Objective
Give again the entries below exactly, beginning at the first line and ending at the line with "shrink-0 bg-[#f0f0f0] border-r".

Stored records

# # #

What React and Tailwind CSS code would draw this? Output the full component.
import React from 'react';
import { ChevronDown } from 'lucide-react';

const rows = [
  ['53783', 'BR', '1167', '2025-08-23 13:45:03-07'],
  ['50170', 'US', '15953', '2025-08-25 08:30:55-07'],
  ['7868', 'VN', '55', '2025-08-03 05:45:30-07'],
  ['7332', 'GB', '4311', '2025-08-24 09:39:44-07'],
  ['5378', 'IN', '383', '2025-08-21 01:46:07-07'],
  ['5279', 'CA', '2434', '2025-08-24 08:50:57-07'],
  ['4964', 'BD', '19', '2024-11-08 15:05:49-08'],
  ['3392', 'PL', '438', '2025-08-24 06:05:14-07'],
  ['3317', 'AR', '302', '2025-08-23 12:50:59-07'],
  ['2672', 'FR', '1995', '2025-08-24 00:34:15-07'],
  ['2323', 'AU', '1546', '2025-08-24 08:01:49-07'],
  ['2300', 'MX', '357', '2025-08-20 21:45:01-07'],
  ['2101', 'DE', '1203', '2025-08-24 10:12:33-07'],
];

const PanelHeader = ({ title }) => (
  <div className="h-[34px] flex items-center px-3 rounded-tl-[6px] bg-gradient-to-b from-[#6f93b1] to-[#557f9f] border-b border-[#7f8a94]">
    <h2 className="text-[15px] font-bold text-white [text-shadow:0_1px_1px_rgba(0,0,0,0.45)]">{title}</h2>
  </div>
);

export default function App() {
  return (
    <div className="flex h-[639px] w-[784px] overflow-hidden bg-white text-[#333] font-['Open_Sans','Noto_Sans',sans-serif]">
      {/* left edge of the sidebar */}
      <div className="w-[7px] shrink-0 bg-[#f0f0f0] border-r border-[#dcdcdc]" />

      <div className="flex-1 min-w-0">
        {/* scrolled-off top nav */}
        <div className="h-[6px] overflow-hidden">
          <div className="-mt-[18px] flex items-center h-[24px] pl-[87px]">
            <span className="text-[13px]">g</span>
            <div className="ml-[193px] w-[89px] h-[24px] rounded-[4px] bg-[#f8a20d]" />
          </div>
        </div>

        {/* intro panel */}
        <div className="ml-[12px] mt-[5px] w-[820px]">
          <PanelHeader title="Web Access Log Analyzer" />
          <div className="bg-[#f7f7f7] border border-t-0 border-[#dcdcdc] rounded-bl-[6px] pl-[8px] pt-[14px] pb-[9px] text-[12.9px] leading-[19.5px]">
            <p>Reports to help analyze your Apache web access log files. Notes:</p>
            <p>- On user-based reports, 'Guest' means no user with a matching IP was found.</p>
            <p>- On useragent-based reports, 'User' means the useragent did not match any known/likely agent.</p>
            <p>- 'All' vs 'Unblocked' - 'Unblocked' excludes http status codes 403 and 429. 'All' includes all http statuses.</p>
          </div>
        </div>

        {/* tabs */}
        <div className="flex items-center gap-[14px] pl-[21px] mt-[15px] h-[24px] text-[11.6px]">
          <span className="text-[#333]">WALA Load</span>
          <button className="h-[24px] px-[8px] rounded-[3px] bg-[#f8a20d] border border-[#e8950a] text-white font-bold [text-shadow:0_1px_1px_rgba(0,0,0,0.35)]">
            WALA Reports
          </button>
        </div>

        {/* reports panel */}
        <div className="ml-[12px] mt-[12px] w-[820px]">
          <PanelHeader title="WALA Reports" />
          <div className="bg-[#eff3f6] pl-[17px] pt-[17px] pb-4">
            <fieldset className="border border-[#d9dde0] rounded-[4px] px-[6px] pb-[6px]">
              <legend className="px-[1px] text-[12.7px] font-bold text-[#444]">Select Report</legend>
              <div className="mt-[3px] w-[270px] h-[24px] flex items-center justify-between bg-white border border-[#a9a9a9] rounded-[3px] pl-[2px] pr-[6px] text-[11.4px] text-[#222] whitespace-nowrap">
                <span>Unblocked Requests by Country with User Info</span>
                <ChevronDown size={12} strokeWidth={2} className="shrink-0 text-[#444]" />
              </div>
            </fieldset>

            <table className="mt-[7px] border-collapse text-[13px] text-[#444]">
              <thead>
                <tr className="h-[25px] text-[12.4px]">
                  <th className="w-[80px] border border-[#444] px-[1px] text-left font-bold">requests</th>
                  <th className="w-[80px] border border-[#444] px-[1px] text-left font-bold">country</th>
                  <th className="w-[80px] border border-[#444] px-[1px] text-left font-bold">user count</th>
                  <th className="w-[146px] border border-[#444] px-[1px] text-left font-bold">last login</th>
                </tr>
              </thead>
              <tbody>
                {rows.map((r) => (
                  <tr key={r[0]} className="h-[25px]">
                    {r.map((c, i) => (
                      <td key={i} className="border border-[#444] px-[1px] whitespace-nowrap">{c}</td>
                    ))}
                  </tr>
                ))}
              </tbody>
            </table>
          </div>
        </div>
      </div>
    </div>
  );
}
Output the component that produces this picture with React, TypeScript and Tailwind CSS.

# # #

Full solution
What React and Tailwind CSS code would draw this? Output the full component.
import React from 'react';
import { ChevronDown } from 'lucide-react';

const rows = [
  ['53783', 'BR', '1167', '2025-08-23 13:45:03-07'],
  ['50170', 'US', '15953', '2025-08-25 08:30:55-07'],
  ['7868', 'VN', '55', '2025-08-03 05:45:30-07'],
  ['7332', 'GB', '4311', '2025-08-24 09:39:44-07'],
  ['5378', 'IN', '383', '2025-08-21 01:46:07-07'],
  ['5279', 'CA', '2434', '2025-08-24 08:50:57-07'],
  ['4964', 'BD', '19', '2024-11-08 15:05:49-08'],
  ['3392', 'PL', '438', '2025-08-24 06:05:14-07'],
  ['3317', 'AR', '302', '2025-08-23 12:50:59-07'],
  ['2672', 'FR', '1995', '2025-08-24 00:34:15-07'],
  ['2323', 'AU', '1546', '2025-08-24 08:01:49-07'],
  ['2300', 'MX', '357', '2025-08-20 21:45:01-07'],
  ['2101', 'DE', '1203', '2025-08-24 10:12:33-07'],
];

const PanelHeader = ({ title }) => (
  <div className="h-[34px] flex items-center px-3 rounded-tl-[6px] bg-gradient-to-b from-[#6f93b1] to-[#557f9f] border-b border-[#7f8a94]">
    <h2 className="text-[15px] font-bold text-white [text-shadow:0_1px_1px_rgba(0,0,0,0.45)]">{title}</h2>
  </div>
);

export default function App() {
  return (
    <div className="flex h-[639px] w-[784px] overflow-hidden bg-white text-[#333] font-['Open_Sans','Noto_Sans',sans-serif]">
      {/* left edge of the sidebar */}
      <div className="w-[7px] shrink-0 bg-[#f0f0f0] border-r border-[#dcdcdc]" />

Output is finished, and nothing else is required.